↓

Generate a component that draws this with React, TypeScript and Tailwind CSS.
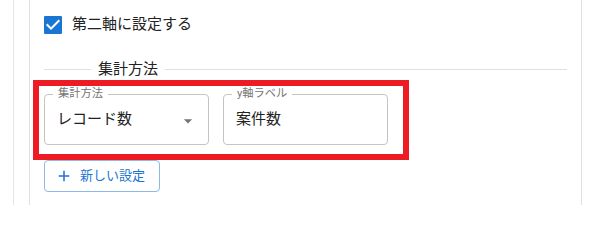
import React from "react";

const font = { fontFamily: 'Roboto, "Noto Sans CJK JP", "Noto Sans", sans-serif' };

function Field({ label, value, select }: { label: string; value: string; select?: boolean }) {
  return (
    <div className="relative w-[165px] h-[51px] rounded-[4px] border border-[#c4c4c4] flex items-center pl-[12px] pr-[10px]">
      <span className="absolute left-[8px] top-[-7px] bg-white px-[5px] text-[11.25px] leading-[12px] text-[#757575]">
        {label}
      </span>
      <span className="flex-1 text-[15px] text-[#222]">{value}</span>
      {select && (
        <svg width="20" height="20" viewBox="0 0 24 24" className="mt-[2px]">
          <path d="M7 10l5 5 5-5z" fill="#757575" />
        </svg>
      )}
    </div>
  );
}

export default function App() {
  return (
    <div className="relative w-[592px] h-[205px] bg-white overflow-hidden flex" style={font}>
      <div className="ml-[13px] w-px h-full bg-[#e6e6e6]" />
      <div className="ml-[15px] w-[553px] h-full border-x border-[#e0e0e0] px-[14px] pt-[12px]">
        <div className="flex items-center h-[25px]">
          <svg width="24" height="24" viewBox="0 0 24 24" className="ml-[-3px]">
            <path d="M4 3h16a1 1 0 0 1 1 1v16a1 1 0 0 1-1 1H4a1 1 0 0 1-1-1V4a1 1 0 0 1 1-1z" fill="#1976d2" />
            <path d="M10 17l-5-5 1.41-1.41L10 14.17l7.59-7.59L19 8l-9 9z" fill="#fff" />
          </svg>
          <span className="ml-[7px] text-[15px] text-[#222]">第二軸に設定する</span>
        </div>
        <div className="mt-[22px] h-[20px] flex items-center">
          <div className="w-[47px] h-px bg-[#e0e0e0]" />
          <span className="px-[7px] text-[15px] text-[#222] leading-[20px]">集計方法</span>
          <div className="flex-1 h-px bg-[#e0e0e0]" />
        </div>
        <div className="mt-[15px] flex gap-[14px]">
          <Field label="集計方法" value="レコード数" select />
          <Field label="y軸ラベル" value="案件数" />
        </div>
        <button className="mt-[15px] w-[116px] h-[32px] rounded-[4px] border border-[#8cbae8] flex items-center pl-[10px] text-[13px] text-[#1976d2]">
          <svg width="18" height="18" viewBox="0 0 24 24">
            <path d="M19 13h-6v6h-2v-6H5v-2h6V5h2v6h6v2z" fill="#1976d2" />
          </svg>
          <span className="ml-[7px]">新しい設定</span>
        </button>
      </div>
      <div className="absolute left-[33px] top-[80px] w-[376px] h-[80px] border-[6px] border-[#ed1c24]" />
    </div>
  );
}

↑

Transcribe the full listing character for character. Pictures are excluded.

▶ [THE OUTPUT]
Generate a component that draws this with React, TypeScript and Tailwind CSS.
import React from "react";

const font = { fontFamily: 'Roboto, "Noto Sans CJK JP", "Noto Sans", sans-serif' };

function Field({ label, value, select }: { label: string; value: string; select?: boolean }) {
  return (
    <div className="relative w-[165px] h-[51px] rounded-[4px] border border-[#c4c4c4] flex items-center pl-[12px] pr-[10px]">
      <span className="absolute left-[8px] top-[-7px] bg-white px-[5px] text-[11.25px] leading-[12px] text-[#757575]">
        {label}
      </span>
      <span className="flex-1 text-[15px] text-[#222]">{value}</span>
      {select && (
        <svg width="20" height="20" viewBox="0 0 24 24" className="mt-[2px]">
          <path d="M7 10l5 5 5-5z" fill="#757575" />
        </svg>
      )}
    </div>
  );
}

export default function App() {
  return (
    <div className="relative w-[592px] h-[205px] bg-white overflow-hidden flex" style={font}>
      <div className="ml-[13px] w-px h-full bg-[#e6e6e6]" />
      <div className="ml-[15px] w-[553px] h-full border-x border-[#e0e0e0] px-[14px] pt-[12px]">
        <div className="flex items-center h-[25px]">
          <svg width="24" height="24" viewBox="0 0 24 24" className="ml-[-3px]">
            <path d="M4 3h16a1 1 0 0 1 1 1v16a1 1 0 0 1-1 1H4a1 1 0 0 1-1-1V4a1 1 0 0 1 1-1z" fill="#1976d2" />
            <path d="M10 17l-5-5 1.41-1.41L10 14.17l7.59-7.59L19 8l-9 9z" fill="#fff" />
          </svg>
          <span className="ml-[7px] text-[15px] text-[#222]">第二軸に設定する</span>
        </div>
        <div className="mt-[22px] h-[20px] flex items-center">
          <div className="w-[47px] h-px bg-[#e0e0e0]" />
          <span className="px-[7px] text-[15px] text-[#222] leading-[20px]">集計方法</span>
          <div className="flex-1 h-px bg-[#e0e0e0]" />
        </div>
        <div className="mt-[15px] flex gap-[14px]">
          <Field label="集計方法" value="レコード数" select />
          <Field label="y軸ラベル" value="案件数" />
        </div>
        <button className="mt-[15px] w-[116px] h-[32px] rounded-[4px] border border-[#8cbae8] flex items-center pl-[10px] text-[13px] text-[#1976d2]">
          <svg width="18" height="18" viewBox="0 0 24 24">
            <path d="M19 13h-6v6h-2v-6H5v-2h6V5h2v6h6v2z" fill="#1976d2" />
          </svg>
          <span className="ml-[7px]">新しい設定</span>
        </button>
      </div>
      <div className="absolute left-[33px] top-[80px] w-[376px] h-[80px] border-[6px] border-[#ed1c24]" />
    </div>
  );
}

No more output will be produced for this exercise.